Nat Hab travelers on our Ultimate Australia Safari

And then there are the people. The ones who live close enough to the land to read it with the same seriousness others reserve for maps. That connection isn’t romantic; it’s practical, lived and often political. The land here isn’t a backdrop. It’s a force that dictates the terms. You feel that in the way knowledge gets shared…what grows where, what survives drought, what returns after fire, how seasons announce themselves in changes most visitors would miss. The trip doesn’t just show you Australia; it keeps telling you, in a dozen different dialects, that the place is the teacher if you let it be.

A huge part of why all of this cohered, why it didn’t feel like a checklist pinned across a continent, was thanks to our stellar Expedition Leaders. They didn’t just move us through an itinerary; they guided our attention. They made room for curiosity, for questions that don’t fit neatly into a schedule and for the small moments that become the real substance of travel: a pause that turns into a lesson, a roadside stop that becomes a story about adaptation, a quiet conversation that reframes what you thought you were looking at. The result was a trip that felt both comprehensive and personal: big in geography but intimate in understanding.

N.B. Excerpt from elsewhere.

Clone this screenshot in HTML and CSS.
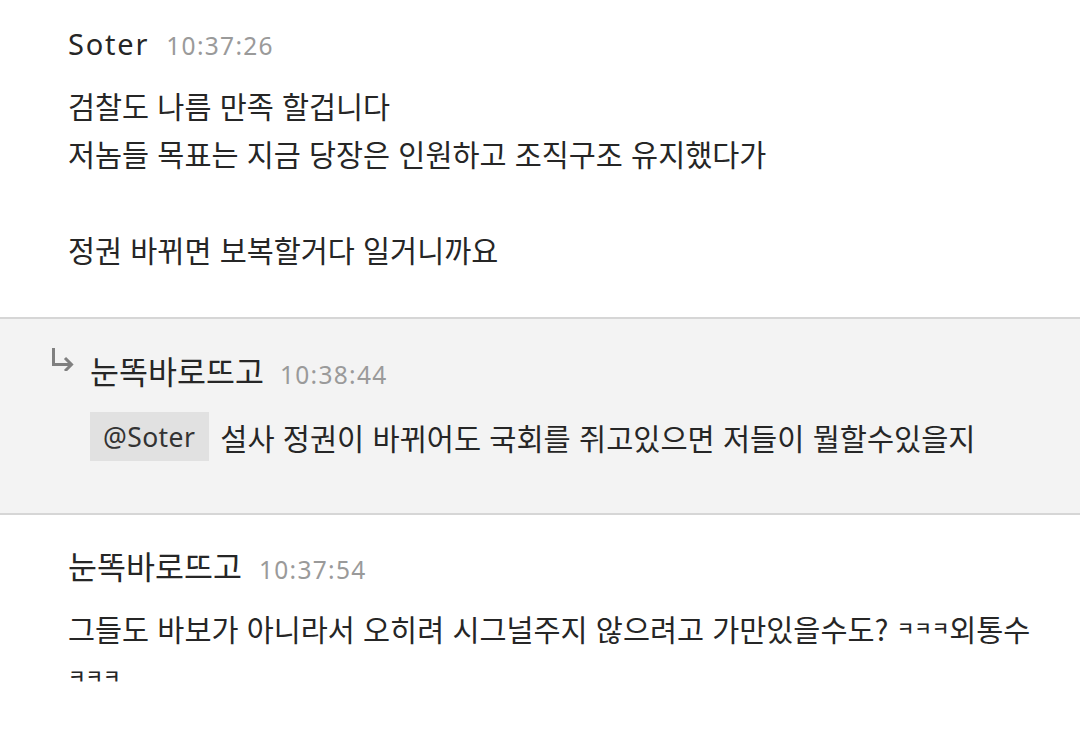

So if I’m writing about my favorite part, I’m writing about a kind of seeing that built over three weeks: wonder sharpened by knowledge, beauty grounded by consequence, wildlife paired with the human hands trying to give it a future. Australia is rich because it was once isolated. Now it’s rich in another way, too: in the network of people and organizations working to keep that old strangeness alive.

That’s the part I can’t choose between…because it isn’t one thing. It’s the way rainforest, Outback, reef and conservation work all insist on the same conclusion: this place is worth more than our admiration. It’s worth our participation.